No stopping the Harbaugh train

John Harbaugh is the friendly one, more easy-going and less contentious. Jim Harbaugh is the edgy one, fiery and occasionally confrontational.
That’ll be part of the Super Bowl narrative day after day after day, as Harbaugh’s Ravens prepare to meet Harbaugh’s 49ers. Both have brilliant records, and whoever wins will be anointed the NFL’s next great head coach.
I don’t need to see the game to say Jim Harbaugh is the heir to Bill Belichick’s throne. In his two NFL seasons, he has taken San Francisco to two NFC championship games and one Super Bowl. That’s incredible, although so is John Harbaugh’s five playoff appearances in five seasons with Baltimore.
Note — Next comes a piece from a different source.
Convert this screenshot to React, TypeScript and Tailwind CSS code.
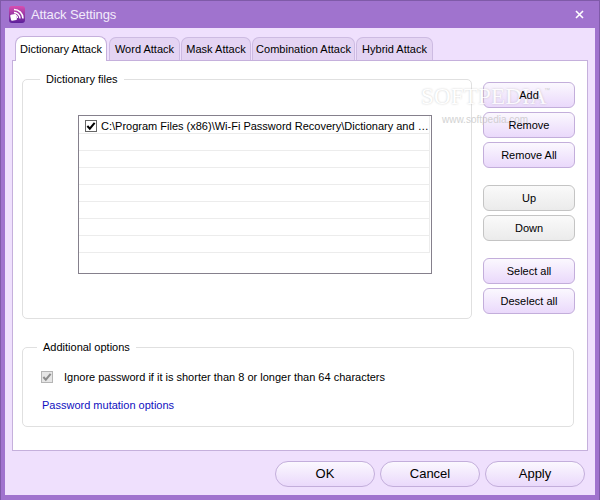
const font = "font-['Liberation_Sans',sans-serif]";

const tabs = [
  { label: "Word Attack", width: "w-[71px]" },
  { label: "Mask Attack", width: "w-[70px]" },
  { label: "Combination Attack", width: "w-[103px]" },
  { label: "Hybrid Attack", width: "w-[77px]" },
];

function AppIcon() {
  return (
    <svg width="16" height="17" viewBox="0 0 16 17" className="shrink-0">
      <defs>
        <linearGradient id="ic" x1="0" y1="0" x2="0" y2="1">
          <stop offset="0" stopColor="#d94fb0" />
          <stop offset="1" stopColor="#5b1f9a" />
        </linearGradient>
      </defs>
      <rect x="0" y="0" width="16" height="17" rx="3" fill="url(#ic)" />
      <path d="M5 3.5a9 9 0 0 1 9 9" stroke="#fff" strokeWidth="1.5" fill="none" />
      <path d="M5 6.5a6 6 0 0 1 6 6" stroke="#fff" strokeWidth="1.4" fill="none" />
      <path d="M6 9a3 3 0 0 1 2.5 3" stroke="#fff" strokeWidth="1.2" fill="none" />
      <rect x="1.5" y="8.5" width="6" height="6" rx="1" fill="#fff" transform="rotate(-12 4 11)" />
    </svg>
  );
}

function Check({ color }: { color: string }) {
  return (
    <svg width="10" height="10" viewBox="0 0 11 11">
      <path d="M1.5 5.5 4.2 8.5 9.5 2" stroke={color} strokeWidth="2.2" fill="none" />
    </svg>
  );
}

function SideButton({ label, gray }: { label: string; gray?: boolean }) {
  return (
    <button
      className={
        gray
          ? "w-[92px] h-[26px] pt-px rounded-[6px] border border-[#c4c4c4] bg-gradient-to-b from-[#fafafa] to-[#ebebeb] text-[11px] text-black"
          : "w-[92px] h-[26px] pt-px rounded-[6px] border border-[#c3aedb] bg-gradient-to-b from-[#fbf8fe] to-[#ead9fb] text-[11px] text-black"
      }
    >
      <span className="relative z-20">{label}</span>
    </button>
  );
}

function FooterButton({ label }: { label: string }) {
  return (
    <button className="w-[100px] h-[26px] rounded-full border border-[#c3aedb] bg-gradient-to-b from-[#fbf8fe] to-[#ead9fb] text-[13px] text-black">
      {label}
    </button>
  );
}

export default function App() {
  return (
    <div className={`${font} relative w-[600px] h-[500px] flex flex-col bg-[#a073ce] border border-[#7f5aa8] border-b-0 overflow-hidden`}>
      {/* title bar */}
      <div className="h-[27px] shrink-0 flex items-center pl-2 pr-[15px] gap-1.5">
        <AppIcon />
        <span className="text-[13px] tracking-[-0.1px] text-[#f3ebfb]">Attack Settings</span>
        <svg width="9" height="9" viewBox="0 0 9 9" className="ml-auto">
          <path d="M1 1l7 7M8 1 1 8" stroke="#fff" strokeWidth="1.6" />
        </svg>
      </div>

      {/* dialog body */}
      <div className="mx-1 mb-1 h-[467px] bg-[#efe0fd] flex flex-col px-[7px] pt-[7px]">
        {/* tab strip */}
        <div className="flex items-end h-[25px] pl-[3px] gap-px relative z-10 text-[11px] text-black whitespace-nowrap">
          <div className="w-[92px] h-[25px] -mb-px bg-white border border-b-0 border-[#c5b0dc] rounded-t-[8px] flex items-center justify-center mr-px">
            Dictionary Attack
          </div>
          {tabs.map((t) => (
            <div
              key={t.label}
              className={`${t.width} h-[23px] bg-[#e4d4f3] border border-b-0 border-[#cdbbe2] rounded-t-[7px] flex items-center justify-center`}
            >
              {t.label}
            </div>
          ))}
        </div>

        {/* panel */}
        <div className="w-[576px] h-[391px] bg-white border border-[#c5b0dc] px-[9px] pt-[18px] flex flex-col">
          <div className="flex items-start">
            {/* dictionary files group */}
            <div className="relative w-[450px] h-[240px] border border-[#e0e0e0] rounded-[5px] pl-[55px] pt-[35px]">
              <span className="absolute left-[17px] -top-[9px] bg-white px-[6px] text-[11px] leading-[17px] text-black">
                Dictionary files
              </span>
              <div className="w-[354px] h-[159px] border border-[#85808c] bg-white pr-px">
                <div className="h-[18px] flex items-center pl-[6px] pt-[3px] gap-[4px] border-r border-b border-[#ececec]">
                  <span className="w-[12px] h-[12px] border border-[#666] flex items-center justify-center bg-white shrink-0">
                    <Check color="#000" />
                  </span>
                  <span className="text-[11px] text-black whitespace-nowrap">
                    C:\Program Files (x86)\Wi-Fi Password Recovery\Dictionary and …
                  </span>
                </div>
                {Array.from({ length: 7 }).map((_, i) => (
                  <div key={i} className="h-[17px] border-b border-r border-[#ececec]" />
                ))}
              </div>
            </div>

            {/* side buttons */}
            <div className="ml-[11px] mt-[3px] flex flex-col gap-1">
              <SideButton label="Add" />
              <SideButton label="Remove" />
              <SideButton label="Remove All" />
              <div className="h-[9px]" />
              <SideButton label="Up" gray />
              <SideButton label="Down" gray />
              <div className="h-[9px]" />
              <SideButton label="Select all" />
              <SideButton label="Deselect all" />
            </div>
          </div>

          {/* additional options group */}
          <div className="relative w-[552px] h-[80px] mt-[28px] border border-[#e0e0e0] rounded-[5px] pl-[18px] pt-[21px]">
            <span className="absolute left-[14px] -top-[9px] bg-white px-[6px] text-[11px] leading-[17px] text-black">
              Additional options
            </span>
            <div className="flex items-center gap-[11px] h-[16px]">
              <span className="w-[12px] h-[12px] border border-[#b5b5b5] bg-[#e6e6e6] flex items-center justify-center shrink-0">
                <Check color="#8c8c8c" />
              </span>
              <span className="text-[11px] text-black whitespace-nowrap">
                Ignore password if it is shorter than 8 or longer than 64 characters
              </span>
            </div>
            <a className="block ml-px mt-[12px] text-[11px] leading-[17px] text-[#1010c0]">
              Password mutation options
            </a>
          </div>
        </div>

        {/* footer */}
        <div className="flex justify-end gap-[5px] mt-[10px] pr-[3px]">
          <FooterButton label="OK" />
          <FooterButton label="Cancel" />
          <FooterButton label="Apply" />
        </div>
      </div>

      {/* watermark */}
      <span className="absolute z-10 left-[420px] top-[83px] font-['Liberation_Serif',serif] text-[23px] leading-[26px] tracking-[0.2px] text-white opacity-80 [text-shadow:0_0_2px_#bbb]">
        SOFTPEDIA
      </span>
      <span className="absolute z-10 left-[543px] top-[85px] text-[6px] leading-[8px] text-[#d0d0d0]">
        ™
      </span>
      <span className="absolute z-10 left-[441px] top-[112px] text-[10px] leading-[14px] text-[#c8c8c8] opacity-80">
        www.softpedia.com
      </span>
    </div>
  );
}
The reason Jim Harbaugh is ready to displace Belichick as the league’s most-driven coach is because he did what only supremely confident leaders do. He made a tough choice, even a ruthless choice, and didn’t worry about the ramifications.
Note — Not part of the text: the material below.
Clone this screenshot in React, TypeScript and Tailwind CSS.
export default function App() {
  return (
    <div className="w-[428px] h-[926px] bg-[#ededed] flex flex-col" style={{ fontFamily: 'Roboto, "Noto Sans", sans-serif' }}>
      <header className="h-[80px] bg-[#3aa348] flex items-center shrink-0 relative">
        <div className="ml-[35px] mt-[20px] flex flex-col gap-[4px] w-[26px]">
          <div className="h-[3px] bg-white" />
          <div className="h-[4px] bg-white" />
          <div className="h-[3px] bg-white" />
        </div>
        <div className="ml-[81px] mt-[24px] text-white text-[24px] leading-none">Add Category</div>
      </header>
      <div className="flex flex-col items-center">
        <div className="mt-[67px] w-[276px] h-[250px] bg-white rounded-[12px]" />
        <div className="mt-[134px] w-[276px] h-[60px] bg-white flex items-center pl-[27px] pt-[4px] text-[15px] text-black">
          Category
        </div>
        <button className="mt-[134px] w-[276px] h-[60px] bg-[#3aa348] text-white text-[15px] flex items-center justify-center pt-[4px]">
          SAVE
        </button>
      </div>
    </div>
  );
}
In early November, he inserted second-year quarterback Colin Kaepernick for Alex Smith, who suffered a concussion. And when Smith got healthy, Harbaugh didn’t leap into the ol’ coaching safety net and go back to the incumbent. He stuck with Kaepernick because of his big-play ability, his upside as a runner, and his cannon arm.
It’s easy now to say it wasn’t a difficult decision, but if you say it, you’re lying. Before he was benched for good, Smith completed 25 of his last 27 passes, with four touchdowns and no interceptions. When he got injured, the 49ers were 6-2 and already a Super Bowl favorite.
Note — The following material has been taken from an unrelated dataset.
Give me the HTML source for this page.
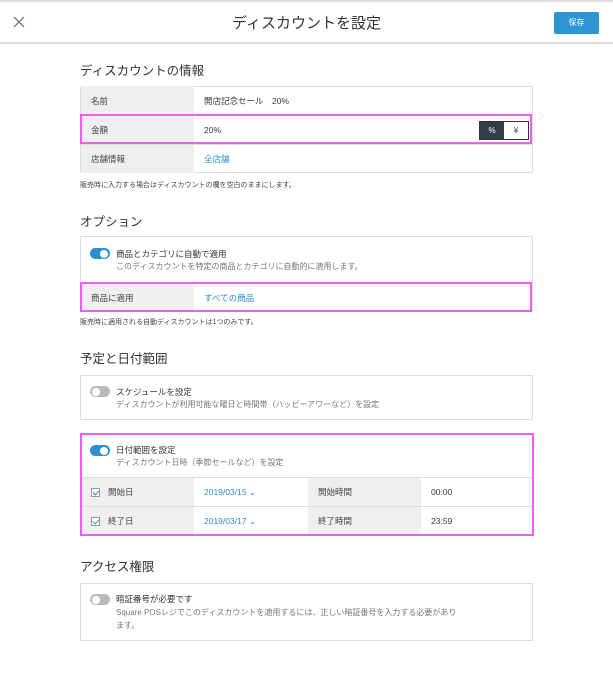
<!DOCTYPE html><html><head><meta charset="utf-8"><style>
*{margin:0;padding:0;box-sizing:border-box}
body{width:613px;height:700px;background:#fff;font-family:"Liberation Sans","Noto Sans CJK JP",sans-serif;color:#3a3a3a;position:relative;overflow:hidden}
.a{position:absolute}
.hdr{left:0;top:0;width:613px;height:44px;border-top:2px solid #ddd;border-bottom:2px solid #dcdcdc;background:#fff}
.h2{font-size:12.5px;color:#333;left:80px}
.box{left:80px;width:453px;border:1px solid #ddd;background:#fff}
.row{position:absolute;left:0;width:100%;border-top:1px solid #ddd;font-size:8.5px;display:flex;align-items:center}
.lab{width:113px;height:100%;background:#eeeff1;display:flex;align-items:center;padding-left:10px;color:#444}
.val{padding-left:10px;display:flex;align-items:center;height:100%}
.blue{color:#2a8fcf}
.note{left:80px;font-size:7px;color:#444}
.tog{position:absolute;width:20px;height:11px;border-radius:6px}
.tog.on{background:#2b8fd0}.tog.off{background:#bbb}
.tog:after{content:"";position:absolute;top:1.5px;width:8px;height:8px;border-radius:50%;background:#fff}
.tog.on:after{right:2px}.tog.off:after{left:2px}
.t1{font-size:8.5px;color:#333}.t2{font-size:8px;color:#777}
.pink{border:2px solid #f35cf0}
.cb{width:9px;height:9px;border:1px solid #999;margin-right:8px;position:relative;background:#fff}
.cb:after{content:"";position:absolute;left:2px;top:0;width:3px;height:5px;border:solid #2a8fcf;border-width:0 1.5px 1.5px 0;transform:rotate(45deg)}
</style></head><body>
<div class="a hdr"></div>
<svg class="a" style="left:13px;top:16px" width="12" height="12"><path d="M1 1L11 11M11 1L1 11" stroke="#666" stroke-width="1.2"/></svg>
<div class="a" style="left:0;width:613px;top:12px;text-align:center;font-size:15px;color:#333">ディスカウントを設定</div>
<div class="a" style="left:554px;top:12px;width:45px;height:22px;background:#2d96d2;border-radius:2px;color:#fff;font-size:8px;text-align:center;line-height:22px">保存</div>

<div class="a h2" style="top:60px">ディスカウントの情報</div>
<div class="a box" style="top:86px;height:87px">
<div class="row" style="top:-1px;height:29px;border-top:0"><div class="lab">名前</div><div class="val">開店記念セール　20%</div></div>
<div class="row" style="top:28px;height:29px"><div class="lab">金額</div><div class="val">20%</div>
<div class="a" style="left:398px;top:5px;width:50px;height:19px;border:1px solid #333;display:flex;font-size:8px"><div style="width:24px;background:#333d47;color:#fff;text-align:center;line-height:17px">%</div><div style="flex:1;text-align:center;line-height:17px">¥</div></div></div>
<div class="row" style="top:57px;height:29px"><div class="lab">店舗情報</div><div class="val blue">全店舗</div></div>
</div>
<div class="a pink" style="left:80px;top:114px;width:452px;height:30px"></div>
<div class="a note" style="top:180px">販売時に入力する場合はディスカウントの欄を空白のままにします。</div>

<div class="a h2" style="top:211px">オプション</div>
<div class="a box" style="top:236px;height:76px">
<div class="tog on" style="left:9px;top:11px"></div>
<div class="a t1" style="left:35px;top:11px">商品とカテゴリに自動で適用</div>
<div class="a t2" style="left:35px;top:24px">このディスカウントを特定の商品とカテゴリに自動的に適用します。</div>
<div class="row" style="top:46px;height:29px"><div class="lab">商品に適用</div><div class="val blue">すべての商品</div></div>
</div>
<div class="a pink" style="left:80px;top:282px;width:452px;height:30px"></div>
<div class="a note" style="top:317px">販売時に適用される自動ディスカウントは1つのみです。</div>

<div class="a h2" style="top:348px">予定と日付範囲</div>
<div class="a box" style="top:375px;height:45px">
<div class="tog off" style="left:9px;top:10px"></div>
<div class="a t1" style="left:35px;top:10px">スケジュールを設定</div>
<div class="a t2" style="left:35px;top:23px">ディスカウントが利用可能な曜日と時間帯（ハッピーアワーなど）を設定</div>
</div>

<div class="a box" style="top:434px;height:102px">
<div class="tog on" style="left:9px;top:10px"></div>
<div class="a t1" style="left:35px;top:9px">日付範囲を設定</div>
<div class="a t2" style="left:35px;top:22px">ディスカウント日時（季節セールなど）を設定</div>
<div class="row" style="top:42px;height:29px"><div class="lab"><div class="cb"></div>開始日</div><div class="val blue" style="width:114px">2019/03/15 ⌄</div><div class="lab" style="width:113px">開始時間</div><div class="val">00:00</div></div>
<div class="row" style="top:71px;height:29px"><div class="lab"><div class="cb"></div>終了日</div><div class="val blue" style="width:114px">2019/03/17 ⌄</div><div class="lab" style="width:113px">終了時間</div><div class="val">23:59</div></div>
</div>
<div class="a pink" style="left:80px;top:433px;width:454px;height:103px"></div>

<div class="a h2" style="top:556px">アクセス権限</div>
<div class="a box" style="top:583px;height:58px">
<div class="tog off" style="left:9px;top:10px"></div>
<div class="a t1" style="left:35px;top:9px">暗証番号が必要です</div>
<div class="a t2" style="left:35px;top:22px;width:345px;line-height:13px">Square POSレジでこのディスカウントを適用するには、正しい暗証番号を入力する必要があります。</div>
</div>
</body></html>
It’s the same move Belichick made a decade earlier, permanently replacing the injured Drew Bledsoe with an unheralded second-year quarterback named Tom Brady. The best decisions always look easier in retrospect. But the best coaches aren’t afraid to make the tough ones, and they also recognize loyalty is a wasted trait in the NFL.
Jim Harbaugh isn’t beholden to loyalty. Ask Michigan fans, many of whom thought it was perfect and natural for him to return to his alma mater after Rich Rodriguez’s firing. Would he have won in Ann Arbor? Almost assuredly. So would John Harbaugh, also a favorite of many at Michigan.
With different timing, maybe Jim Harbaugh would’ve spun the Big Ten into a frenzy. But he was determined to coach in the NFL, a goal he never hid, and it was going to happen quickly. I was one who questioned whether he had the temperament to handle the pros. Oops. The Harbaughs play hard ball, and nobody plays it better than the edgy one.